State action overhaul: Three policy suggestions

- AJAY SHAH & NANDKUMAR SARAVADE

Change strategy on digital fraud

The convenience of India's digital economy has been met with a frightening surge in criminal activity, from illegal loan apps to "digital arrest" scams. Individual cases are sometimes resolved through investigation and prosecution, but the brainpower and effort on the part of the attackers is improving at an alarming rate. On the one hand, headlines report a significant loss of 22,845 crore in 3.6 million cases in 2024, a 42 per cent rise in the number of incidents. On the other hand, a recent reply in the Lok Sabha claimed a loss of a mere 580 crore in digital-payment frauds over five years.

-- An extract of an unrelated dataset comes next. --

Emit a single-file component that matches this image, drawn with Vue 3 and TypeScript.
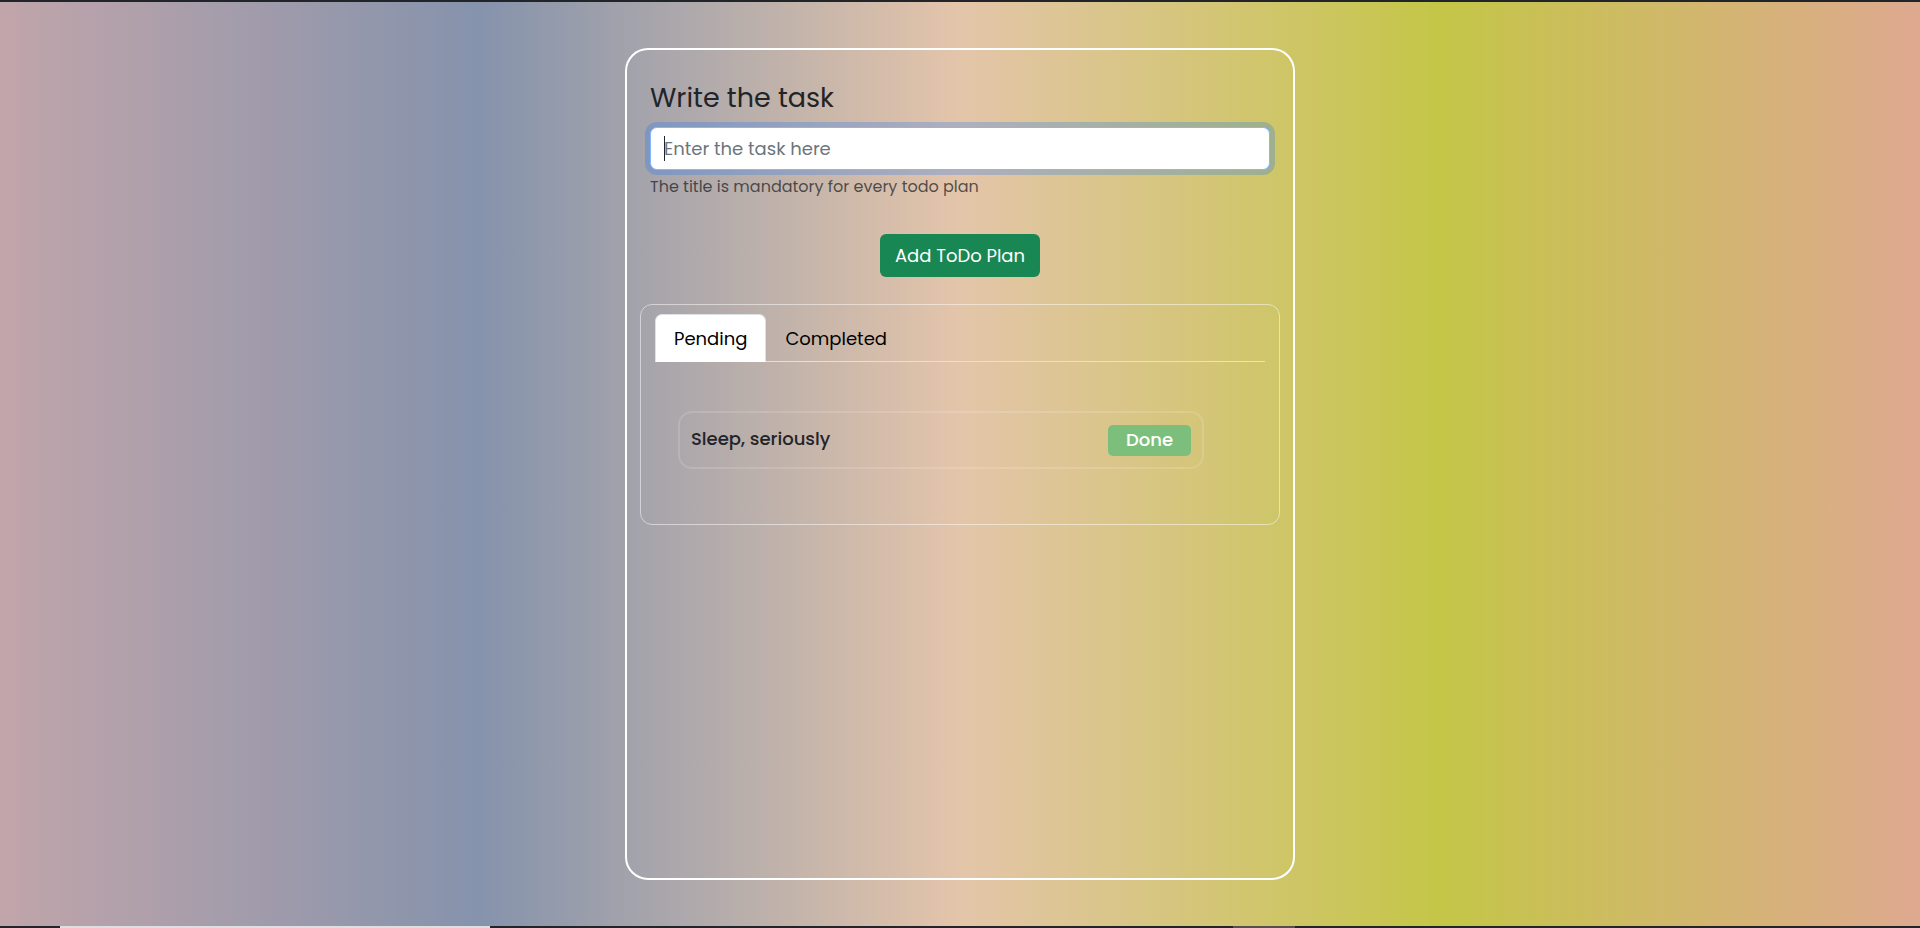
<script setup lang="ts">
import { computed, onMounted, ref } from 'vue'

interface Todo {
  id: number
  title: string
  done: boolean
}

const todos = ref<Todo[]>([{ id: 1, title: 'Sleep, seriously', done: false }])
const title = ref('')
const tab = ref<'pending' | 'completed'>('pending')
const titleInput = ref<HTMLInputElement | null>(null)

const visible = computed(() => todos.value.filter((t) => t.done === (tab.value === 'completed')))

function addTodo(): void {
  const text = title.value.trim()
  if (!text) return
  todos.value.push({ id: Date.now(), title: text, done: false })
  title.value = ''
}

onMounted(() => titleInput.value?.focus())
</script>

<template>
  <div class="page">
    <main class="card">
      <form class="form" @submit.prevent="addTodo">
        <label class="heading" for="task-title">Write the task</label>
        <div class="field-wrap">
          <input
            id="task-title"
            ref="titleInput"
            v-model="title"
            class="field"
            type="text"
            placeholder="Enter the task here"
            aria-describedby="task-help"
            autocomplete="off"
          />
          <span v-if="!title" class="caret" aria-hidden="true"></span>
        </div>
        <small id="task-help" class="help">The title is mandatory for every todo plan</small>
        <button class="add" type="submit">Add ToDo Plan</button>
      </form>

      <section class="panel">
        <div class="tabs" role="tablist">
          <button
            class="tab"
            :class="{ active: tab === 'pending' }"
            type="button"
            role="tab"
            :aria-selected="tab === 'pending'"
            @click="tab = 'pending'"
          >
            Pending
          </button>
          <button
            class="tab"
            :class="{ active: tab === 'completed' }"
            type="button"
            role="tab"
            :aria-selected="tab === 'completed'"
            @click="tab = 'completed'"
          >
            Completed
          </button>
        </div>
        <ul class="list">
          <li v-for="todo in visible" :key="todo.id" class="item">
            <span class="name">{{ todo.title }}</span>
            <button v-if="!todo.done" class="done" type="button" @click="todo.done = true">Done</button>
          </li>
        </ul>
      </section>
    </main>
    <div class="footer-edge">
      <span class="edge-light"></span>
      <span class="edge-grey"></span>
    </div>
  </div>
</template>

<style>
body {
  margin: 0;
}
</style>

<style scoped>
.page {
  box-sizing: border-box;
  min-height: 100vh;
  display: flex;
  flex-direction: column;
  border-top: 2px solid #212529;
  background: linear-gradient(90deg, #c1a5aa 0%, #8593ac 25%, #e4c5aa 50%, #c4c647 75%, #dea990 100%);
  color: #212529;
  font-family: Poppins, Inter, "Noto Sans", sans-serif;
  font-size: 18px;
  line-height: 27px;
}

.card {
  box-sizing: border-box;
  width: 100%;
  max-width: 670px;
  flex: 1;
  margin: 46px auto;
  padding: 29px 13px;
  border: 2px solid #fff;
  border-radius: 23px;
}

.form {
  display: flex;
  flex-direction: column;
  padding: 0 10px;
}

.heading {
  margin-bottom: 10px;
  font-size: 27px;
  line-height: 38px;
}

.field-wrap {
  position: relative;
}

.field {
  display: block;
  box-sizing: border-box;
  width: 100%;
  height: 43px;
  padding: 6px 13px;
  border: 1px solid #86b7fe;
  border-radius: 7px;
  outline: none;
  background: #fff;
  color: #212529;
  font: inherit;
}

.field:focus {
  box-shadow: 0 0 0 5px rgba(13, 110, 253, 0.25);
}

.field:placeholder-shown {
  caret-color: transparent;
}

.field::placeholder {
  color: #6c757d;
  opacity: 1;
}

.caret {
  position: absolute;
  top: 9px;
  left: 14px;
  width: 1px;
  height: 25px;
  background: #212529;
  visibility: hidden;
  pointer-events: none;
}

.field:focus + .caret {
  visibility: visible;
}

.help {
  margin-top: 5px;
  color: rgba(33, 37, 41, 0.75);
  font-size: 16px;
  line-height: 24px;
}

.add {
  align-self: center;
  height: 43px;
  margin-top: 35px;
  padding: 0 15px;
  border: 0;
  border-radius: 6px;
  background: #198754;
  color: #fff;
  font: inherit;
}

.panel {
  box-sizing: border-box;
  min-height: 221px;
  margin-top: 27px;
  padding: 9px 14px 55px;
  border: 1px solid rgba(255, 255, 255, 0.5);
  border-radius: 12px;
}

.tabs {
  display: flex;
  border-bottom: 1px solid #dee2e6;
}

.tab {
  height: 48px;
  margin-bottom: -1px;
  padding: 0 18px;
  border: 1px solid transparent;
  border-radius: 7px 7px 0 0;
  background: none;
  color: #000;
  font: inherit;
}

.tab.active {
  border-color: #dee2e6 #dee2e6 #fff;
  background: #fff;
}

.list {
  display: grid;
  gap: 18px;
  margin: 49px 61px 0 23px;
  padding: 0;
  list-style: none;
}

.item {
  display: flex;
  align-items: flex-start;
  justify-content: space-between;
  padding: 12px 11px 11px;
  border: 2px solid rgba(255, 255, 255, 0.14);
  border-radius: 14px;
}

.name {
  font-weight: 500;
}

.done {
  height: 31px;
  padding: 0 18px 2px;
  border: 0;
  border-radius: 5px;
  background: #7cbf7c;
  color: #fff;
  font: inherit;
  font-weight: 500;
}

.footer-edge {
  display: grid;
  grid-template-columns: 60fr 430fr 743fr 62fr 625fr;
  height: 2px;
  background: #212529;
}

.edge-light {
  grid-column: 2;
  background: #dedfe2;
}

.edge-grey {
  grid-column: 4;
  background: #55504f;
}
</style>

This mismatch in figures points to a lack of clarity and a proper taxonomy for the fraud problem. Such ambiguity allows the full scale of the problem to be understated. The state has to do more to solve this situation. We do not individually provide for national defence; we rely on a coordinated state effort. The same logic applies to digital fraud. Ross Anderson, an expert on security economics, has pointed out that internet security has elements of a public good. One insecure machine can create costs for others (i.e., the market failure of negative externalities).

The current response is reactive and fragmented. The burden of the loss falls primarily on the victim. But there is a mismatch between what an individual can do personally and the scale and complexity of the attack. The victim is left to manage the financial and emotional impact on her own. Regulators may view the problem as less severe, and banks often direct customers to the 1930 helpline. Law enforcement, with its own resource limitations, can have a hard time dedicating significant bandwidth to these cases. Telecom companies, a key point in the system, may cite low average revenue per user (ARPU) as justifying low effort, when asked to meet higher standards.